Nosal tried to persuade the trial court to push the Ninth Circuit’s rationale one step further.  Nosal argued that, since the CFAA is an anti-hacking statute, it is violated only when someone circumvents technological barriers to access to a computer.  Under this narrow interpretation, not every form of unauthorized access to a computer necessarily violates the CFAA.  The trial court disagreed with Nosal’s interpretation because the Ninth Circuit did not base CFAA liability on the manner in which access is restricted.  Moreover, password protection is a form of a technological access barrier, and Nosal and his co-conspirators clearly bypassed password restrictions.

Nosal next argued that his co-conspirators did not act “without authorization” because they used a valid password issued to a Korn/Ferry employee.  The court wasn’t enamored with this argument either.  Whether an act is authorized must be viewed from the perspective of the employer who maintains the computer system.  Clearly, an employer would not authorize an employee to allow another person to use his or her password.  Nosal attempted to analogize consensual use of an employee’s computer password to consensual use of an employee’s key to gain physical access to a building, a situation that Nosal argued would not violate trespass law.  The court also rejected this argumen.

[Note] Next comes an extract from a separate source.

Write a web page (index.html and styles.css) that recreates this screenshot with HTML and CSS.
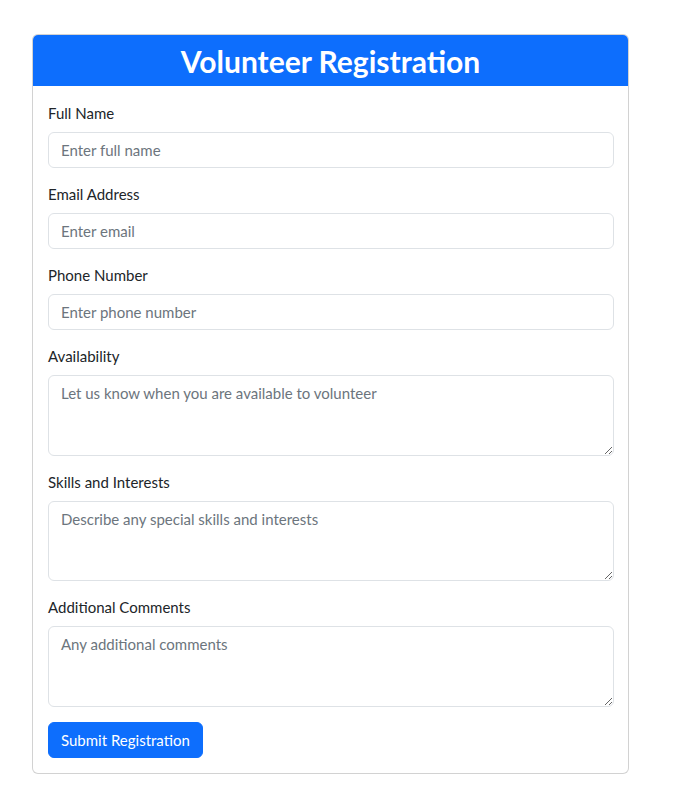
FILE: index.html
```html
<!DOCTYPE html>
<html lang="en">
<head>
<meta charset="utf-8">
<title>Volunteer Registration</title>
<link rel="stylesheet" href="styles.css">
</head>
<body>
<div class="page">
  <div class="card">
    <div class="card-header">
      <h2 class="title">Volunteer Registration</h2>
    </div>
    <form class="card-body">
      <div class="group">
        <label class="label" for="name">Full Name</label>
        <input class="control" id="name" type="text" placeholder="Enter full name">
      </div>
      <div class="group">
        <label class="label" for="email">Email Address</label>
        <input class="control" id="email" type="email" placeholder="Enter email">
      </div>
      <div class="group">
        <label class="label" for="phone">Phone Number</label>
        <input class="control" id="phone" type="tel" placeholder="Enter phone number">
      </div>
      <div class="group">
        <label class="label" for="avail">Availability</label>
        <textarea class="control area" id="avail" rows="3" placeholder="Let us know when you are available to volunteer"></textarea>
      </div>
      <div class="group">
        <label class="label" for="skills">Skills and Interests</label>
        <textarea class="control area" id="skills" rows="3" placeholder="Describe any special skills and interests"></textarea>
      </div>
      <div class="group">
        <label class="label" for="comments">Additional Comments</label>
        <textarea class="control area" id="comments" rows="3" placeholder="Any additional comments"></textarea>
      </div>
      <button class="btn" type="submit">Submit Registration</button>
    </form>
  </div>
</div>
</body>
</html>
```
FILE: styles.css
```css
* { box-sizing: border-box; }
body {
  margin: 0;
  background: #fff;
  font-family: Lato, "Liberation Sans", sans-serif;
  font-size: 15px;
  line-height: 22px;
  color: #212529;
}
.page {
  padding: 34px 0 0 32px;
}
.card {
  width: 597px;
  border: 1px solid rgba(0, 0, 0, 0.175);
  border-radius: 6px;
  overflow: hidden;
  background: #fff;
}
.card-header {
  background: #0d6efd;
  height: 52px;
  margin: -1px -1px 0;
  border-radius: 6px 6px 0 0;
  display: flex;
  align-items: center;
  justify-content: center;
}
.title {
  margin: 0;
  color: #fff;
  font-size: 30px;
  font-weight: 700;
  line-height: 40px;
  padding-top: 1px;
}
.card-body {
  display: flex;
  flex-direction: column;
  padding: 16px 14px 15px 15px;
  margin: 0;
}
.group {
  display: flex;
  flex-direction: column;
  margin-bottom: 15px;
}
.label {
  margin-bottom: 8px;
  color: #212529;
}
.control {
  display: block;
  width: 100%;
  height: 36px;
  padding: 6px 12px;
  font-family: inherit;
  font-size: 15px;
  line-height: 22px;
  color: #212529;
  background: #fff;
  border: 1px solid #dee2e6;
  border-radius: 6px;
  outline: none;
}
.control::placeholder { color: #6c757d; opacity: 1; }
.area {
  height: 80.6px;
  resize: vertical;
}
.btn {
  align-self: flex-start;
  height: 36px;
  padding: 6px 12px;
  font-family: inherit;
  font-size: 15px;
  line-height: 22px;
  color: #fff;
  background: #0d6efd;
  border: 1px solid #0d6efd;
  border-radius: 6px;
  cursor: pointer;
}
```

Finally, Nosal argued that the Korn/Ferry employee who engaged in “shoulder surfing” (i.e., logging into the firm’s computer system and then letting another person use the system) did not engage in unauthorized “access.”   The court found no difference between an employee who gives her password to an outsider and an employee who logs into the firm’s computer system with her password and then lets an outsider use the system.  Both situations qualify as “access” under the CFAA.

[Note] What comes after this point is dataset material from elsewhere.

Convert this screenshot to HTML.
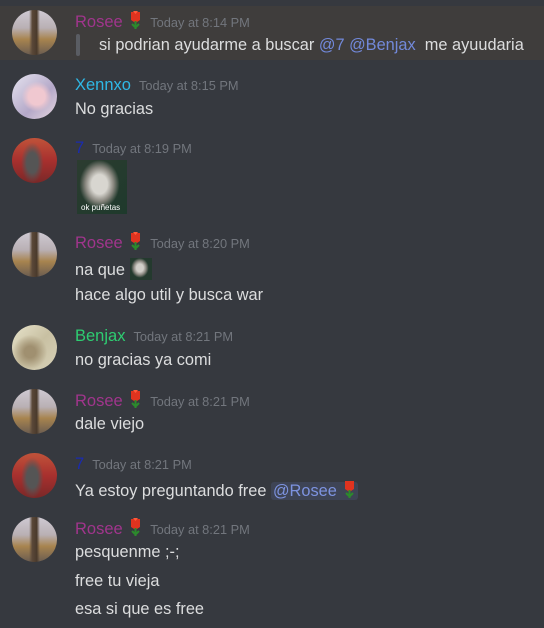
<!DOCTYPE html>
<html><head><meta charset="utf-8"><style>
*{margin:0;padding:0;box-sizing:border-box}
body{width:544px;height:628px;background:#36393f;font-family:"Liberation Sans",sans-serif;position:relative;overflow:hidden;color:#dcddde}
.hl{position:absolute;left:0;top:6px;width:544px;height:54px;background:#3f3d3c}
.bar{position:absolute;left:76px;top:34px;width:4px;height:22px;border-radius:2px;background:#5a5d63}
.av{position:absolute;left:12px;width:45px;height:45px;border-radius:50%;overflow:hidden}
.t{position:absolute;left:75px;height:20px;line-height:20px;font-size:16.35px;white-space:nowrap}
.n{font-size:16.5px}
.ts{font-size:12.8px;color:#72767d;margin-left:8px}
.m{color:#7289da}
.mb{background:rgba(114,137,218,.15);border-radius:3px;padding:0 2px;color:#7d93e0}
svg.r{vertical-align:-3px;margin-left:2px}
.rosee{background:linear-gradient(90deg,transparent 38%,#5a4838 45%,#4a3a2c 55%,transparent 62%),linear-gradient(180deg,#cfcad3 0%,#b9b0b4 40%,#a8844f 65%,#6a5c50 100%)}
.xen{background:radial-gradient(circle at 55% 50%,#f0c8d0 0 25%,transparent 45%),linear-gradient(135deg,#e6e4f0,#b4a8c8 60%,#e8d8e0)}
.sev{background:radial-gradient(ellipse 25% 45% at 45% 55%,#555 0 50%,transparent 100%),linear-gradient(180deg,#c0533a,#a8302e 50%,#7a2828)}
.ben{background:radial-gradient(circle at 40% 60%,#a09070 0 15%,transparent 45%),linear-gradient(135deg,#e8e4cc,#c8c0a2 50%,#d8d2b8)}
.img{position:absolute;left:77px;top:160px;width:50px;height:54px;background:radial-gradient(ellipse 40% 45% at 45% 45%,#d8d6d0 0 40%,#8a8880 70%,transparent 100%),linear-gradient(135deg,#2c3c30,#1e3a2c);}
.img span{position:absolute;left:4px;bottom:2px;font-size:8px;color:#fff}
.sm{display:inline-block;width:22px;height:22px;vertical-align:-5px;background:radial-gradient(ellipse 40% 45% at 45% 45%,#d0cec8 0 40%,#8a8880 70%,transparent 100%),#243a2e}
</style></head><body>
<div class="hl"></div><div class="bar"></div>

<div class="av rosee" style="top:10px"></div>
<div class="t" style="top:10px"><span class="n" style="color:#a0358c">Rosee</span> <svg class="r" width="13" height="20" viewBox="0 0 13 20"><path d="M2 2h9v8l-4.5 3L2 10z" fill="#e0331f"/><path d="M4 1l2.5 3L9 1" fill="#ff5a3a"/><rect x="5.5" y="11" width="2" height="8" fill="#2c8a2c"/><path d="M3 14l3 3M10 14l-3 3" stroke="#2c8a2c" stroke-width="2"/></svg><span class="ts">Today at 8:14 PM</span></div>
<div class="t" style="top:35px;left:99px">si podrian ayudarme a buscar <span class="m">@7</span> <span class="m">@Benjax</span>&nbsp; me ayuudaria</div>

<div class="av xen" style="top:74px"></div>
<div class="t" style="top:75px"><span class="n" style="color:#2fb8e6">Xennxo</span><span class="ts">Today at 8:15 PM</span></div>
<div class="t" style="top:99px">No gracias</div>

<div class="av sev" style="top:138px"></div>
<div class="t" style="top:138px"><span class="n" style="color:#1a2bb0">7</span><span class="ts">Today at 8:19 PM</span></div>
<div class="img"><span>ok puñetas</span></div>

<div class="av rosee" style="top:232px"></div>
<div class="t" style="top:231px"><span class="n" style="color:#a0358c">Rosee</span> <svg class="r" width="13" height="20" viewBox="0 0 13 20"><path d="M2 2h9v8l-4.5 3L2 10z" fill="#e0331f"/><path d="M4 1l2.5 3L9 1" fill="#ff5a3a"/><rect x="5.5" y="11" width="2" height="8" fill="#2c8a2c"/><path d="M3 14l3 3M10 14l-3 3" stroke="#2c8a2c" stroke-width="2"/></svg><span class="ts">Today at 8:20 PM</span></div>
<div class="t" style="top:258px">na que <span class="sm"></span></div>
<div class="t" style="top:285px">hace algo util y busca war</div>

<div class="av ben" style="top:325px"></div>
<div class="t" style="top:326px"><span class="n" style="color:#2ecc71">Benjax</span><span class="ts">Today at 8:21 PM</span></div>
<div class="t" style="top:350px">no gracias ya comi</div>

<div class="av rosee" style="top:389px"></div>
<div class="t" style="top:389px"><span class="n" style="color:#a0358c">Rosee</span> <svg class="r" width="13" height="20" viewBox="0 0 13 20"><path d="M2 2h9v8l-4.5 3L2 10z" fill="#e0331f"/><path d="M4 1l2.5 3L9 1" fill="#ff5a3a"/><rect x="5.5" y="11" width="2" height="8" fill="#2c8a2c"/><path d="M3 14l3 3M10 14l-3 3" stroke="#2c8a2c" stroke-width="2"/></svg><span class="ts">Today at 8:21 PM</span></div>
<div class="t" style="top:414px">dale viejo</div>

<div class="av sev" style="top:453px"></div>
<div class="t" style="top:454px"><span class="n" style="color:#1a2bb0">7</span><span class="ts">Today at 8:21 PM</span></div>
<div class="t" style="top:479px">Ya estoy preguntando free <span class="mb">@Rosee <svg class="r" width="13" height="20" viewBox="0 0 13 20"><path d="M2 2h9v8l-4.5 3L2 10z" fill="#e0331f"/><rect x="5.5" y="11" width="2" height="8" fill="#2c8a2c"/><path d="M3 14l3 3M10 14l-3 3" stroke="#2c8a2c" stroke-width="2"/></svg></span></div>

<div class="av rosee" style="top:517px"></div>
<div class="t" style="top:517px"><span class="n" style="color:#a0358c">Rosee</span> <svg class="r" width="13" height="20" viewBox="0 0 13 20"><path d="M2 2h9v8l-4.5 3L2 10z" fill="#e0331f"/><path d="M4 1l2.5 3L9 1" fill="#ff5a3a"/><rect x="5.5" y="11" width="2" height="8" fill="#2c8a2c"/><path d="M3 14l3 3M10 14l-3 3" stroke="#2c8a2c" stroke-width="2"/></svg><span class="ts">Today at 8:21 PM</span></div>
<div class="t" style="top:542px">pesquenme ;-;</div>
<div class="t" style="top:571px">free tu vieja</div>
<div class="t" style="top:599px">esa si que es free</div>
</body></html>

LegalTXT Lesson: The CFAA targets hacking instead of misappropriation (so the Ninth Circuit says), but hacking could take various forms.  According to the latest Nosal decision, the CFAA criminalizes at least these forms: (a) breaking into a computer system; (b) letting an outsider use your password to access a system; (c) logging into a system with your password and then letting an outsider use the system.